Pepa conoció la libertad el mismo día que asistió por primera vez a la escuela. Al igual que el resto de los niños que viven en las cárceles de Cochabamba, esta pequeña cada día espera con ganas el sonido de la bocina del autobús que la aislará por unas horas de la prisión de San Pablo.

José conduce este autobús que marcha a duras penas. Con cada curva, los asientos bailan. En cada frenazo, los cauchos rechinan. Y un día sí y otro también, a los pequeños tripulantes les toca empujar cuando falla el motor. Pero esto a Pepa le importa poco. Ese vehículo es el único puente que tienen los niños como ella entre el cautiverio y la libertad. El conductor cada mañana recorre las cinco cárceles que funcionan en Cochabamba para buscar a los pequeños estudiantes y repartirlos por las diferentes escuelas. «Mi guagüita vive en la cárcel, pero ella no está detenida. Toditos los días esperamos al bus, Pepa vuelve contenta», asegura la madre de la niña.

La ruta del autobús es una iniciativa que comenzó hace más de una década, cuando un grupo de españoles viajó hasta Cochabamba para ayudar a un amigo detenido y se encontró con unas cárceles repletas de niños que no tenían opción alguna de salir siquiera a la escuela. Delia Meneses es una maestra boliviana que forma parte de este trabajo desde sus inicios. Narra que un grupo de voluntarios comenzó a organizar excursiones para los niños, pero que a las pocas semanas fueron conscientes que ninguno asistía a la escuela. “Entramos al penal, pedimos permiso a sus padres. Nosotros, como bolivianos, somos recelosos de nuestros niños, y con temor mandaron a unos diez pero, al ver que volvían y que no los raptaban, al día siguiente se apuntaron 80 más”.

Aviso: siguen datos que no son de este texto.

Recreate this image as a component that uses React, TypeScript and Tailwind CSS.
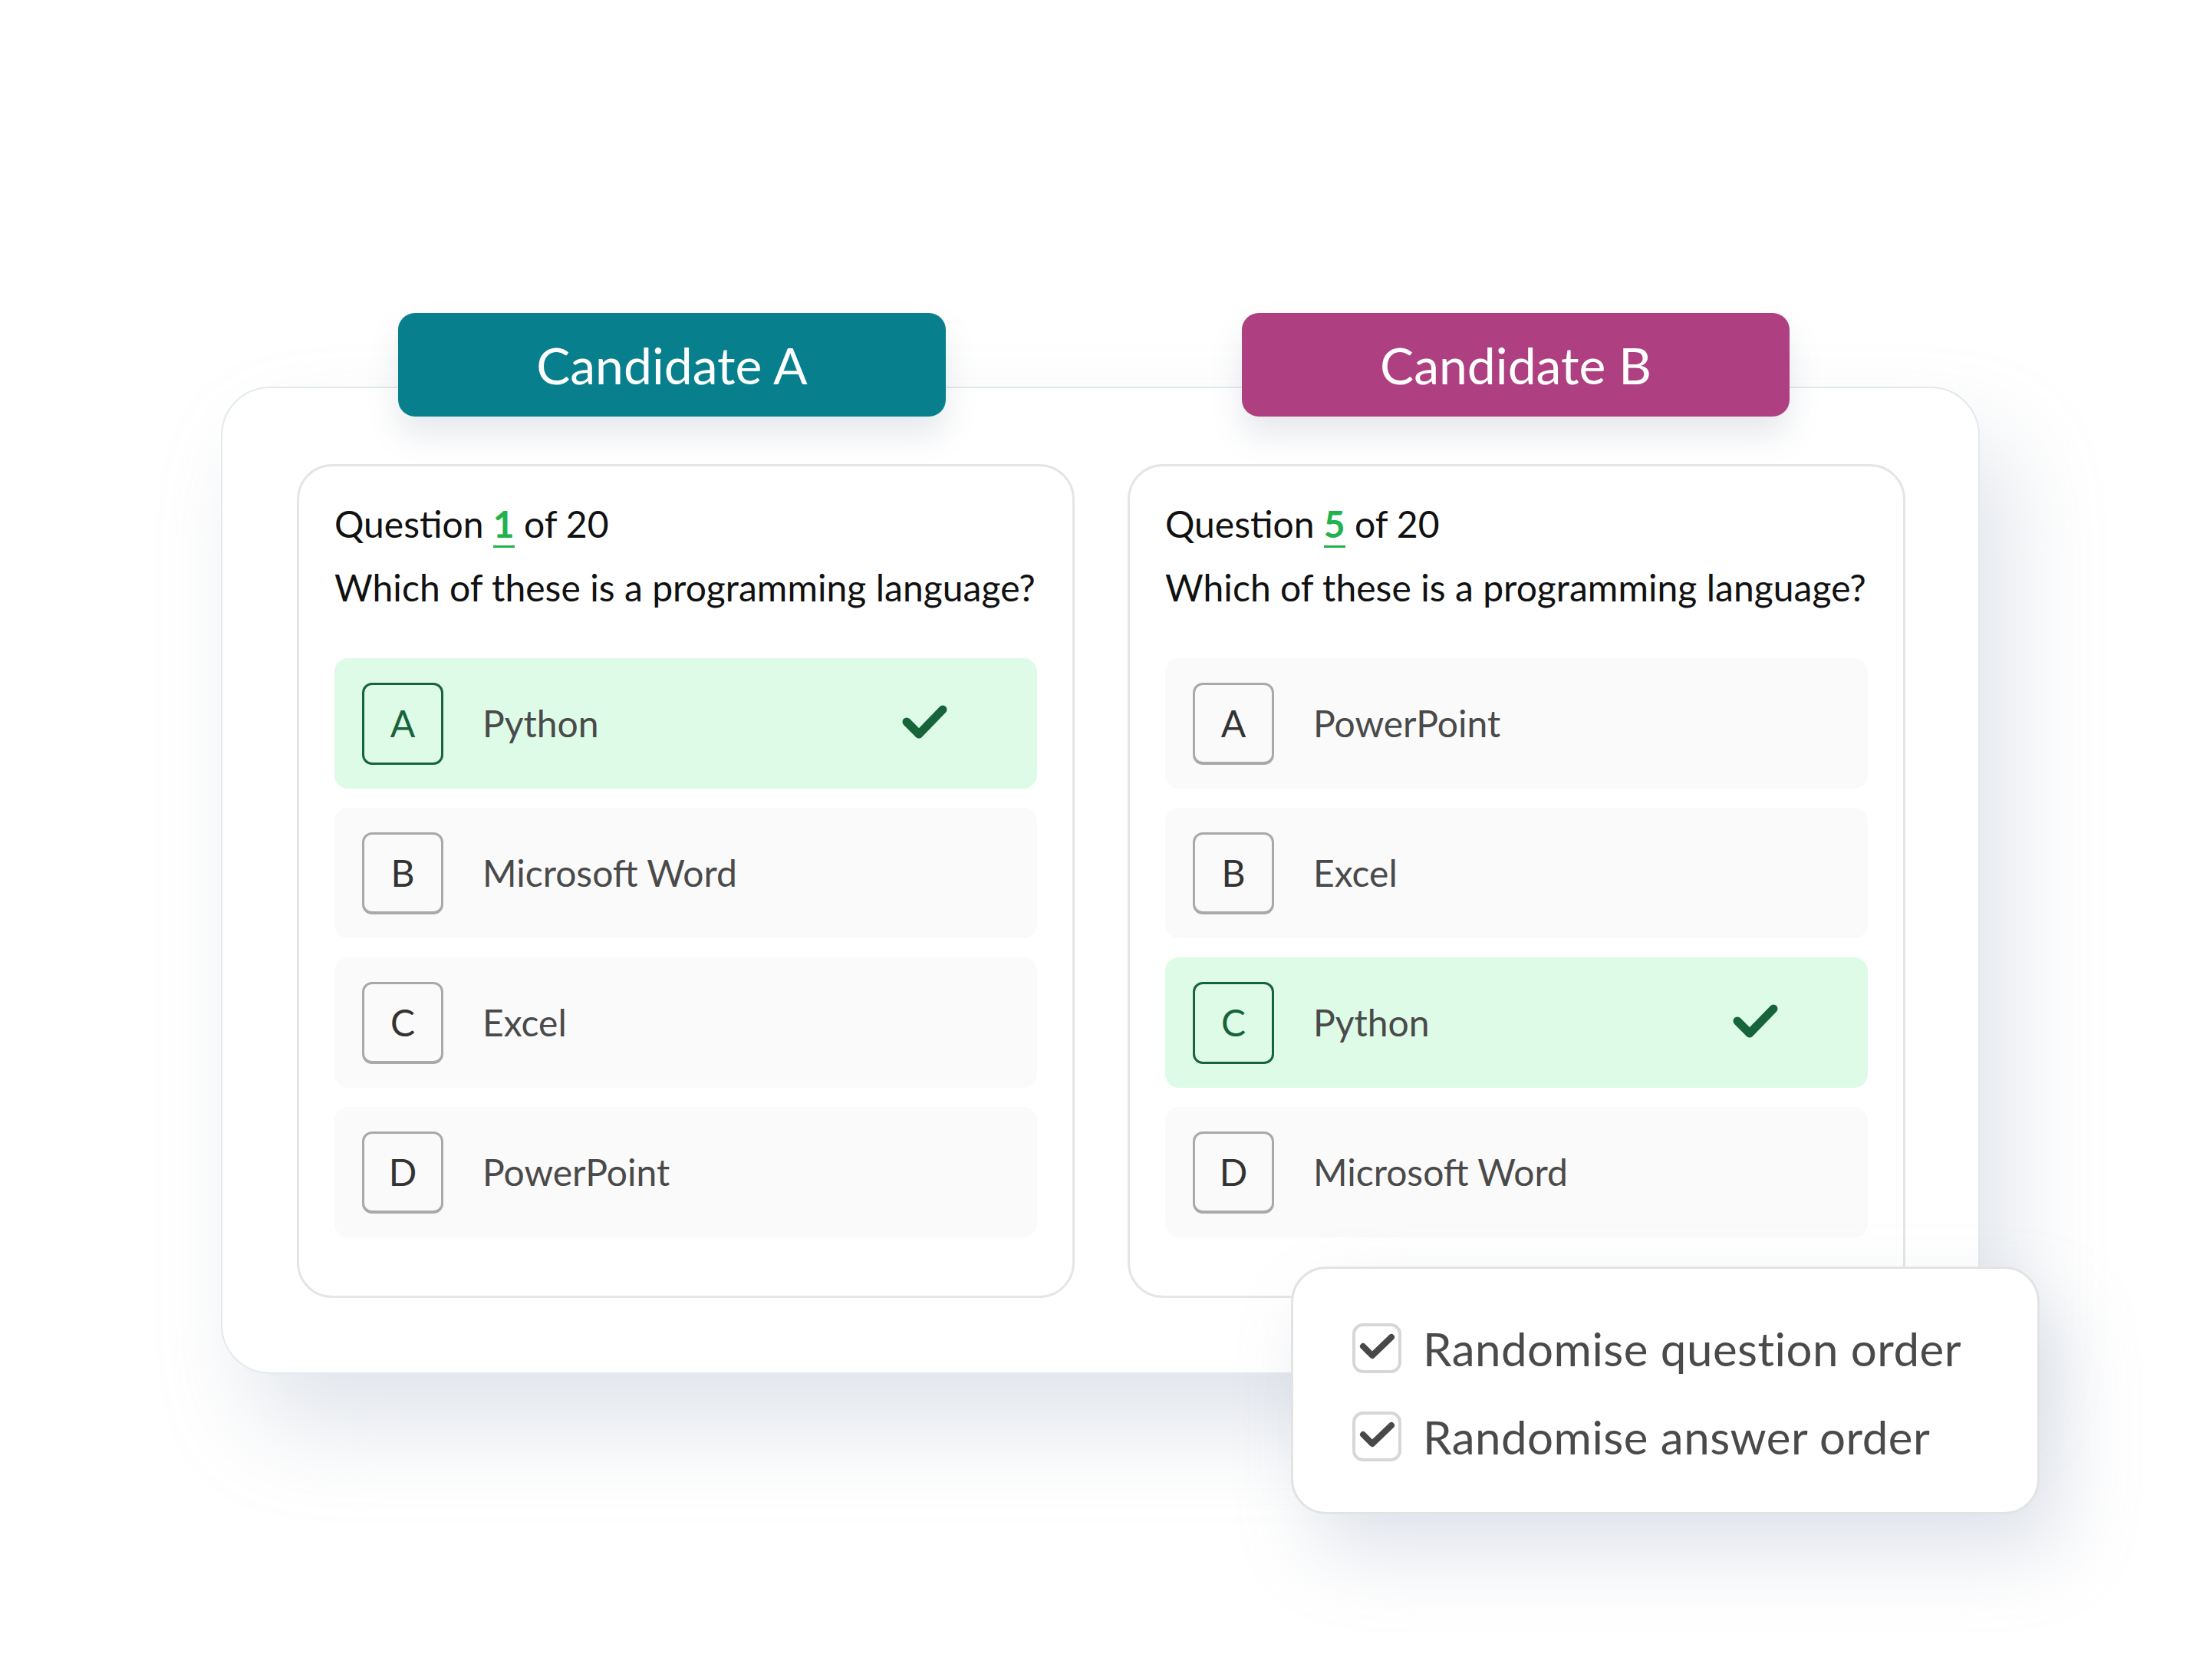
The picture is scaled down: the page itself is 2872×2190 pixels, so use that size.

Sólo el 12% de las mujeres en las cárceles bolivianas tienen sentencia, denuncia la Oficina Jurídica de la Mujer

En la actualidad, este trabajo se ha transformado en el Centro de Atención Integral Carcelario y Comunitario (CAICC) que se autogestiona para que el autobús siga funcionando y, además brinda apoyo escolar a los niños por las tardes y guarderías a los más pequeños. Más de 800 niños han logrado aprobar los estudios primarios tras lograr salir de la cárcel a la escuela, según las estadísticas del Centro,

Verónica Bustillos, directora del CAICC, asegura que cada día que un niño encarcelado asiste a la escuela es una batalla ganada dentro de una complicada guerra. Para esta psicóloga, el nexo que existe entre la madre y el hijo no debe romperse, por el contrario: tiene que reforzarse para alcanzar el bienestar emocional de la familia pese a las circunstancias que les rodeen. “Todo el mundo puede decir: qué bien que estén en un internado y no en la cárcel con la familia. Pero nada mejor que la familia, que el lazo afectivo. Yo tengo grupos en el CAICC que viven los niños en la cárcel con las mamás, y tengo grupos de niños que viven en completa soledad porque sus mamás están en España trabajando y, por más que les manden mucho dinero, ellos no tienen el afecto que necesitan. Cuando los chicos van a la cárcel y ven a su mamá, ellas lo pueden bañar y decir cómo les ha ido. El cariño, el afecto, el lazo afectivo es lo principal”.

Los primeros niños que abordaron aquel autobús, hoy se ganan la vida como policías, maestros, mecánicos, deportistas profesionales y panaderos. Ellos saben como nadie más la importancia de que ese autobús siga funcionando y, por eso, en la actualidad son los primeros voluntarios en este esfuerzo colectivo.

Al parecer, también Pepa lo tiene claro: «¿Qué quieres ser cuando crezcas?», le pregunta su madre con un atisbo de orgullo. «Maestra para los niños de la cárcel San Pablo», contesta ella, sin duda alguna.